The movie is harsh and ruthless in the way it bleakly depicts the cruel treatment of the family on their long journey and we are left in no doubt that the Joads are not an isloated case but typical of the thousands of families uprooted and forced to move west to California.
The great strength of the movie lies in the gradually increasing determination and courage of each family member, particularly the son, Tom Joad (Henry Fonda) and the mother (Jane Darnell) as they refuse to be cowed.
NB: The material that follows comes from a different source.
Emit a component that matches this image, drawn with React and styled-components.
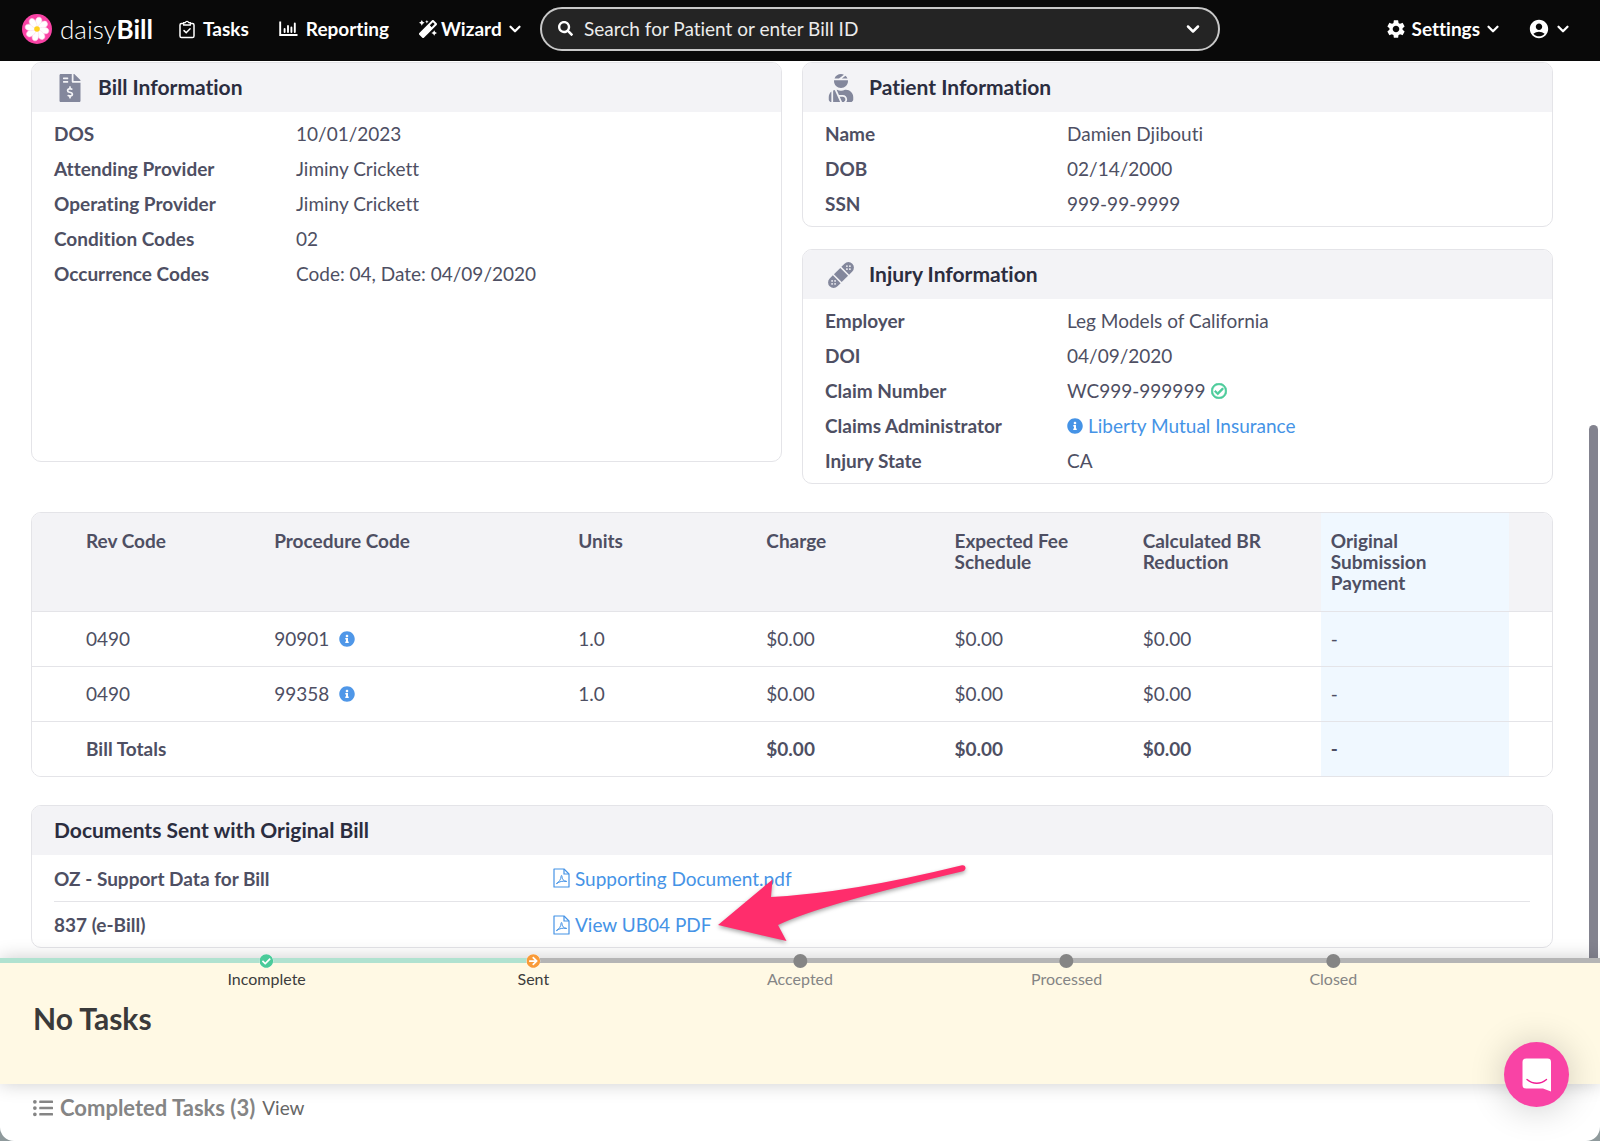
import React from 'react'
import styled, { createGlobalStyle } from 'styled-components'
import {
    FaArrowCircleRight,
    FaCheckCircle,
    FaFileInvoiceDollar,
    FaInfoCircle,
    FaListUl,
    FaMagic,
    FaRegCheckCircle,
    FaSearch,
    FaUserInjured,
} from 'react-icons/fa'
import { MdAccountCircle, MdSettings } from 'react-icons/md'
import { FiChevronDown } from 'react-icons/fi'

const billRows = [
    { label: 'DOS', value: '10/01/2023' },
    { label: 'Attending Provider', value: 'Jiminy Crickett' },
    { label: 'Operating Provider', value: 'Jiminy Crickett' },
    { label: 'Condition Codes', value: '02' },
    { label: 'Occurrence Codes', value: 'Code: 04, Date: 04/09/2020' },
]

const patientRows = [
    { label: 'Name', value: 'Damien Djibouti' },
    { label: 'DOB', value: '02/14/2000' },
    { label: 'SSN', value: '999-99-9999' },
]

const injuryRows = [
    { label: 'Employer', value: 'Leg Models of California' },
    { label: 'DOI', value: '04/09/2020' },
    { label: 'Claim Number', value: 'WC999-999999', verified: true },
    { label: 'Claims Administrator', value: 'Liberty Mutual Insurance', link: true },
    { label: 'Injury State', value: 'CA' },
]

const lines = [
    { rev: '0490', code: '90901', units: '1.0' },
    { rev: '0490', code: '99358', units: '1.0' },
]

const steps = [
    { name: 'Incomplete', state: 'done' },
    { name: 'Sent', state: 'current' },
    { name: 'Accepted' },
    { name: 'Processed' },
    { name: 'Closed' },
]

const DaisyIcon = () => (
    <svg width="30" height="30" viewBox="0 0 30 30" aria-hidden="true">
        <circle cx="15" cy="15" r="15" fill="#f943a5" />
        {[0, 45, 90, 135, 180, 225, 270, 315].map((deg) => (
            <path
                key={deg}
                d="M15 15 C10.8 10 10.8 3 15 3 C19.2 3 19.2 10 15 15Z"
                fill="#fff"
                stroke="#fbd3e8"
                strokeWidth="0.5"
                transform={`rotate(${deg + 12} 15 15)`}
            />
        ))}
        <circle cx="15" cy="15" r="2.8" fill="#ffd21f" />
    </svg>
)

const TasksIcon = () => (
    <svg width="16" height="20" viewBox="0 0 16 20" fill="none" stroke="#fff" strokeWidth="1.5" aria-hidden="true">
        <path d="M4.500 4.400H2.600A1.600 1.600 0 0 0 1 6v11a1.600 1.600 0 0 0 1.600 1.600h10.800A1.600 1.600 0 0 0 15 17V6a1.600 1.600 0 0 0-1.600-1.600h-1.900" />
        <path d="M4.700 6V3.600h1.600a1.800 1.800 0 0 1 3.400 0h1.600V6z" strokeWidth="1.300" />
        <path d="M5 11.600l2.200 2.200 3.900-4" strokeLinecap="round" />
    </svg>
)

const ReportIcon = () => (
    <svg width="19" height="16" viewBox="0 0 19 16" fill="none" stroke="#fff" strokeWidth="1.900" aria-hidden="true">
        <path d="M1.200 0.500V14H18.500" />
        <path d="M5.600 8v3M9 5V11M12.400 6.500V11M15.800 2.500V11" strokeLinecap="round" />
    </svg>
)

const BandageIcon = () => (
    <svg width="30" height="30" viewBox="0 0 30 30" aria-hidden="true">
        <g transform="rotate(-45 15 15)">
            <path d="M9 9.500H4.500a5.500 5.500 0 0 0 0 11H9zM21 9.500h4.500a5.500 5.500 0 0 1 0 11H21z" fill="#83879c" />
            <rect x="10.500" y="9.500" width="9" height="11" fill="#83879c" />
            <g fill="#f3f3f6">
                <circle cx="4.500" cy="12.900" r="0.900" />
                <circle cx="4.500" cy="17.100" r="0.900" />
                <circle cx="2.400" cy="15" r="0.900" />
                <circle cx="6.600" cy="15" r="0.900" />
                <circle cx="25.500" cy="12.900" r="0.900" />
                <circle cx="25.500" cy="17.100" r="0.900" />
                <circle cx="23.400" cy="15" r="0.900" />
                <circle cx="27.600" cy="15" r="0.900" />
            </g>
        </g>
    </svg>
)

const PdfIcon = () => (
    <svg width="17" height="20" viewBox="0 0 17 20" fill="none" stroke="currentColor" strokeWidth="1.200" aria-hidden="true">
        <path d="M1 1h10l5 5v13H1z" strokeLinejoin="round" />
        <path d="M11 1v5h5" />
        <path d="M3.500 15.500c2.500-1.200 4.700-4.500 4.600-7.300 0-1 1-.9.900.1-.2 2.500 1.300 4.900 4.300 5.100M4 15.400c2.500-2 5.500-2.600 9.300-2" strokeWidth="1" strokeLinecap="round" />
    </svg>
)

const ChatIcon = () => (
    <svg width="30" height="34" viewBox="0 0 30 34" aria-hidden="true">
        <path d="M4 0.500h21.500a3.500 3.500 0 0 1 3.500 3.500v29.500l-8-3H4a3.500 3.500 0 0 1-3.500-3.500V4A3.500 3.500 0 0 1 4 .5z" fill="#fff" />
        <path d="M5 21.500c6 5 13.500 5 19.500 0" fill="none" stroke="#f01f95" strokeWidth="1.400" strokeLinecap="round" />
    </svg>
)

const InfoCard = ({ icon, title, rows, short }) => (
    <Card $short={short}>
        <CardHead>
            <HeadIcon>{icon}</HeadIcon>
            <CardTitle>{title}</CardTitle>
        </CardHead>
        <InfoList>
            {rows.map((row) => (
                <InfoRow key={row.label}>
                    <Label>{row.label}</Label>
                    <Value>
                        {row.link ? (
                            <TextLink href="#administrator">
                                <FaInfoCircle size={16} />
                                {row.value}
                            </TextLink>
                        ) : (
                            row.value
                        )}
                        {row.verified && (
                            <FaRegCheckCircle size={16} color="#4bcb9a" stroke="#4bcb9a" strokeWidth={24} />
                        )}
                    </Value>
                </InfoRow>
            ))}
        </InfoList>
    </Card>
)

const App = () => {
    return (
        <Screen>
            <GlobalStyle />
            <TopBar>
                <Brand href="#home">
                    <DaisyIcon />
                    <BrandName>daisy<b>Bill</b></BrandName>
                </Brand>
                <Nav>
                    <NavLink href="#tasks"><TasksIcon />Tasks</NavLink>
                    <NavLink href="#reporting"><ReportIcon />Reporting</NavLink>
                    <NavButton type="button">
                        <FaMagic size={18} />Wizard<FiChevronDown size={18} strokeWidth={3} />
                    </NavButton>
                </Nav>
                <SearchBox>
                    <FaSearch size={15} />
                    <SearchInput type="text" aria-label="Search" placeholder="Search for Patient or enter Bill ID" />
                    <IconButton type="button" aria-label="Search options">
                        <FiChevronDown size={20} strokeWidth={3} />
                    </IconButton>
                </SearchBox>
                <UserArea>
                    <NavButton type="button">
                        <MdSettings size={22} />Settings<FiChevronDown size={18} strokeWidth={3} />
                    </NavButton>
                    <NavButton type="button" aria-label="Account">
                        <MdAccountCircle size={22} /><FiChevronDown size={18} strokeWidth={3} />
                    </NavButton>
                </UserArea>
            </TopBar>

            <Body>
                <Content>
                    <Columns>
                        <InfoCard short icon={<FaFileInvoiceDollar size={28} />} title="Bill Information" rows={billRows} />
                        <Stack>
                            <InfoCard icon={<FaUserInjured size={28} />} title="Patient Information" rows={patientRows} />
                            <InfoCard icon={<BandageIcon />} title="Injury Information" rows={injuryRows} />
                        </Stack>
                    </Columns>

                    <Card>
                        <Table>
                            <colgroup>
                                <SpaceCol />
                                <DataCol />
                                <col />
                                <DataCol />
                                <DataCol />
                                <DataCol />
                                <DataCol />
                                <DataCol />
                                <SpaceCol />
                            </colgroup>
                            <thead>
                                <tr>
                                    <Th />
                                    <Th>Rev Code</Th>
                                    <Th>Procedure Code</Th>
                                    <Th>Units</Th>
                                    <Th>Charge</Th>
                                    <Th>Expected Fee Schedule</Th>
                                    <Th>Calculated BR Reduction</Th>
                                    <Th $blue>Original Submission Payment</Th>
                                    <Th />
                                </tr>
                            </thead>
                            <tbody>
                                {lines.map((line) => (
                                    <tr key={line.code}>
                                        <Td />
                                        <Td>{line.rev}</Td>
                                        <Td>
                                            <CodeCell>{line.code}<FaInfoCircle size={16} color="#4f97e8" /></CodeCell>
                                        </Td>
                                        <Td>{line.units}</Td>
                                        <Td>$0.00</Td>
                                        <Td>$0.00</Td>
                                        <Td>$0.00</Td>
                                        <Td $blue>-</Td>
                                        <Td />
                                    </tr>
                                ))}
                                <tr>
                                    <Td />
                                    <Td $bold>Bill Totals</Td>
                                    <Td />
                                    <Td />
                                    <Td $bold>$0.00</Td>
                                    <Td $bold>$0.00</Td>
                                    <Td $bold>$0.00</Td>
                                    <Td $bold $blue>-</Td>
                                    <Td />
                                </tr>
                            </tbody>
                        </Table>
                    </Card>

                    <Card>
                        <CardHead>
                            <CardTitle>Documents Sent with Original Bill</CardTitle>
                        </CardHead>
                        <DocList>
                            <DocRow>
                                <Label>OZ - Support Data for Bill</Label>
                                <DocCell>
                                    <TextLink href="#supporting"><PdfIcon />Supporting Document.pdf</TextLink>
                                </DocCell>
                            </DocRow>
                            <DocRow>
                                <Label>837 (e-Bill)</Label>
                                <DocCell>
                                    <TextLink href="#ub04"><PdfIcon />View UB04 PDF</TextLink>
                                    <Arrow viewBox="0 0 256 84" aria-hidden="true">
                                        <path
                                            d="M4 63 L58.500 17.500 L57 35 Q136 31 248 3.300 C252 2.500 253 8 249 9.200 Q105 43 64 63 L72.500 79z"
                                            fill="#ff2d6c"
                                        />
                                    </Arrow>
                                </DocCell>
                            </DocRow>
                        </DocList>
                    </Card>
                </Content>
                <ScrollTrack>
                    <ScrollThumb />
                </ScrollTrack>
            </Body>

            <TaskPanel>
                <Steps>
                    {steps.map((step) => (
                        <Step key={step.name} $state={step.state}>
                            <Dot $state={step.state}>
                                {step.state === 'done' && <FaCheckCircle size={14} color="#4bcb9a" />}
                                {step.state === 'current' && <FaArrowCircleRight size={14} color="#f99b39" />}
                            </Dot>
                            {step.name}
                        </Step>
                    ))}
                </Steps>
                <NoTasks>No Tasks</NoTasks>
            </TaskPanel>

            <Completed>
                <FaListUl size={20} />
                <CompletedTitle>Completed Tasks (3)</CompletedTitle>
                <ViewLink href="#completed">View</ViewLink>
            </Completed>

            <ChatButton type="button" aria-label="Open chat">
                <ChatIcon />
            </ChatButton>
        </Screen>
    )
}

const GlobalStyle = createGlobalStyle`
    * {
        box-sizing: border-box;
    }
    body {
        margin: 0;
        background: #8f9a9c;
        color: #4e4f63;
        font-family: Lato, "Liberation Sans", sans-serif;
        font-size: 19px;
        font-variant-ligatures: none;
    }
    button, input {
        font: inherit;
    }
    svg {
        flex-shrink: 0;
    }
`
const Screen = styled.div`
    display: flex;
    flex-direction: column;
    height: 100vh;
    overflow: hidden;
    background: #fff;
    border-radius: 0 0 14px 14px;
`
const TopBar = styled.header`
    display: flex;
    align-items: center;
    flex-shrink: 0;
    height: 61px;
    padding: 0 28px 4px 22px;
    background: #090909;
    color: #fff;
`
const Brand = styled.a`
    display: flex;
    align-items: center;
    gap: 8px;
    width: 157px;
    color: #fff;
    text-decoration: none;
`
const BrandName = styled.span`
    font-size: 26px;
    font-weight: 300;
    line-height: 30px;
    b {
        font-weight: 700;
    }
`
const Nav = styled.nav`
    display: flex;
    align-items: center;
    gap: 30px;
    width: 361px;
`
const NavLink = styled.a`
    display: flex;
    align-items: center;
    gap: 8px;
    color: #fff;
    font-weight: 700;
    line-height: 22px;
    text-decoration: none;
`
const NavButton = styled.button`
    display: flex;
    align-items: center;
    gap: 4px;
    padding: 0;
    border: 0;
    background: none;
    color: #fff;
    font-weight: 700;
    line-height: 22px;
`
const SearchBox = styled.div`
    display: flex;
    align-items: center;
    gap: 11px;
    flex: 0 1 680px;
    height: 44px;
    padding: 0 15px 0 16px;
    border: 2px solid #c8c8c8;
    border-radius: 22px;
    background: #242424;
`
const SearchInput = styled.input`
    flex: 1;
    min-width: 0;
    padding: 0 0 1px;
    border: 0;
    outline: 0;
    background: none;
    color: #fff;
    &::placeholder {
        color: #ececec;
        opacity: 1;
    }
`
const IconButton = styled.button`
    display: flex;
    padding: 0;
    border: 0;
    background: none;
    color: #fff;
`
const UserArea = styled.div`
    display: flex;
    align-items: center;
    gap: 26px;
    margin-left: auto;
`
const Body = styled.main`
    display: flex;
    flex: 1;
    min-height: 0;
`
const Content = styled.div`
    display: flex;
    flex-direction: column;
    flex: 1;
    gap: 28px;
    min-width: 0;
    padding: 1px 36px 0 31px;
`
const Columns = styled.div`
    display: grid;
    grid-template-columns: 1fr 1fr;
    gap: 20px;
`
const Stack = styled.div`
    display: flex;
    flex-direction: column;
    gap: 22px;
`
const Card = styled.section`
    overflow: hidden;
    margin-bottom: ${({ $short }) => ($short ? '22px' : '0')};
    border: 1px solid #e4e4e8;
    border-radius: 10px;
    background: #fff;
`
const CardHead = styled.div`
    display: flex;
    align-items: center;
    height: 49px;
    padding: 0 22px;
    background: #f3f3f6;
`
const HeadIcon = styled.span`
    display: flex;
    justify-content: center;
    width: 32px;
    margin-right: 12px;
    color: #83879c;
`
const CardTitle = styled.h2`
    margin: 0;
    padding-bottom: 3px;
    color: #2b2d3f;
    font-size: 21px;
    font-weight: 700;
`
const InfoList = styled.dl`
    margin: 0;
    padding: 4px 22px 5px;
`
const InfoRow = styled.div`
    display: flex;
    line-height: 35px;
`
const Label = styled.dt`
    width: 242px;
    font-weight: 700;
`
const Value = styled.dd`
    display: flex;
    align-items: center;
    gap: 6px;
    margin: 0;
`
const TextLink = styled.a`
    display: flex;
    align-items: center;
    gap: 5px;
    color: #4593e6;
    text-decoration: none;
`
const Table = styled.table`
    width: 100%;
    border-collapse: collapse;
    table-layout: fixed;
`
const SpaceCol = styled.col`
    width: 44px;
    &:last-child {
        width: 43px;
    }
`
const DataCol = styled.col`
    width: 12.38%;
`
const Th = styled.th`
    height: 98px;
    padding: 17px 24px 0 10px;
    background: ${({ $blue }) => ($blue ? '#f0f8ff' : '#f3f3f6')};
    font-weight: 700;
    line-height: 21px;
    text-align: left;
    vertical-align: top;
`
const Td = styled.td`
    height: 55px;
    padding: 0 10px;
    border-top: 1px solid #e4e4e8;
    background: ${({ $blue }) => ($blue ? '#f0f8ff' : '#fff')};
    font-weight: ${({ $bold }) => ($bold ? 700 : 400)};
`
const CodeCell = styled.span`
    display: flex;
    align-items: center;
    gap: 10px;
`
const DocList = styled.dl`
    margin: 0;
    padding: 0 22px;
`
const DocRow = styled.div`
    display: flex;
    align-items: center;
    height: 46px;
    & + & {
        border-top: 1px solid #e4e4e8;
    }
    ${Label} {
        width: 499px;
    }
`
const DocCell = styled.dd`
    position: relative;
    margin: 0;
`
const Arrow = styled.svg`
    position: absolute;
    top: -51px;
    left: 161px;
    width: 256px;
    height: 84px;
    filter: drop-shadow(0 2px 2px rgba(0, 0, 0, 0.35));
`
const ScrollTrack = styled.div`
    display: flex;
    align-items: flex-end;
    width: 11px;
`
const ScrollThumb = styled.div`
    width: 9px;
    height: 59.4%;
    border-radius: 5px 5px 0 0;
    background: #83838f;
`
const TaskPanel = styled.section`
    position: relative;
    flex-shrink: 0;
    height: 126px;
    background: #fff9e4;
    box-shadow: 0 0 18px rgba(0, 0, 0, 0.2);
`
const Steps = styled.ol`
    display: grid;
    grid-template-columns: repeat(6, 1fr);
    height: 44px;
    margin: 0;
    padding: 0;
    border-top: 5px solid #b5b5b5;
    border-image: linear-gradient(90deg, #b0e2d0 33.33%, #b5b5b5 33.33%) 5;
    list-style: none;
`
// each label is centred on the line between two columns
const Step = styled.li`
    display: flex;
    flex-direction: column;
    align-items: center;
    gap: 1px;
    width: 100%;
    margin-top: -9px;
    transform: translateX(50%);
    color: ${({ $state }) => ($state ? '#3c3c3c' : '#858585')};
    font-size: 16px;
    line-height: 20px;
`
const Dot = styled.span`
    display: flex;
    width: 14px;
    height: 14px;
    border-radius: 50%;
    background: ${({ $state }) => ($state ? '#fff' : '#858585')};
`
const NoTasks = styled.h1`
    margin: 0;
    padding: 0 33px;
    color: #3a3a3a;
    font-size: 30px;
    font-weight: 700;
    line-height: 32px;
`
const Completed = styled.footer`
    display: flex;
    align-items: center;
    flex-shrink: 0;
    height: 57px;
    padding: 0 33px 10px;
    color: #858585;
`
const CompletedTitle = styled.h2`
    margin: 0 7px;
    font-size: 22px;
    font-weight: 700;
`
const ViewLink = styled.a`
    color: #666;
    text-decoration: none;
`
const ChatButton = styled.button`
    position: absolute;
    right: 31px;
    bottom: 34px;
    display: flex;
    align-items: center;
    justify-content: center;
    width: 65px;
    height: 65px;
    padding: 0;
    border: 0;
    border-radius: 50%;
    background: #f943a5;
    box-shadow: 0 2px 36px rgba(0, 0, 0, 0.2);
`

export default App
The movie does make one significant departure from the Steinbeck novel. In the book the Joads' situation gradually gets worse until they are reduced to starvation wages. In the film the family finds the government camp much later on than in the book. It was a small but important change and enabled what had been a tragic film to end on an upbeat note, marked by Ma Joad's final speech: 'We're the people...We'll go on forever.'
Ford made the inspired choice of cameraman in Greg Toland who was to achieve fame the following year for his work on 'Citizen Kane'. He used deep-focus photography and low-key lighting to emphasise shadows and darkness, techniques that would inspire film noir. He used the style of the famous photographs of the government-employed Farm Security Administration to capture a documentary feel to the tragic story. This can be best seen in a sequence where the Joads drive into a squatters camp. The actors are without the usual artifices of makeup or diffusion and come across as hard, dirty Dust Bowlers.
The movie was a great success critically and also commercially, becoming one of Fox's biggest earners of 1940.
It is John Ford's great achievement that he can make such ugly and traumatic subject matter, still fresh in the minds of the moviegoing public, so entertaining. He dealt sensitively with the plight of the migrant families whilst not diluting the brutality of their treatment by their fellow countrymen.and did not stint on showing the brutality and callousness of some of their fellow Americans. His movie is a masterpiece, proof that the moving image can be a document of social change as well as a beautiful and engrossing work of art.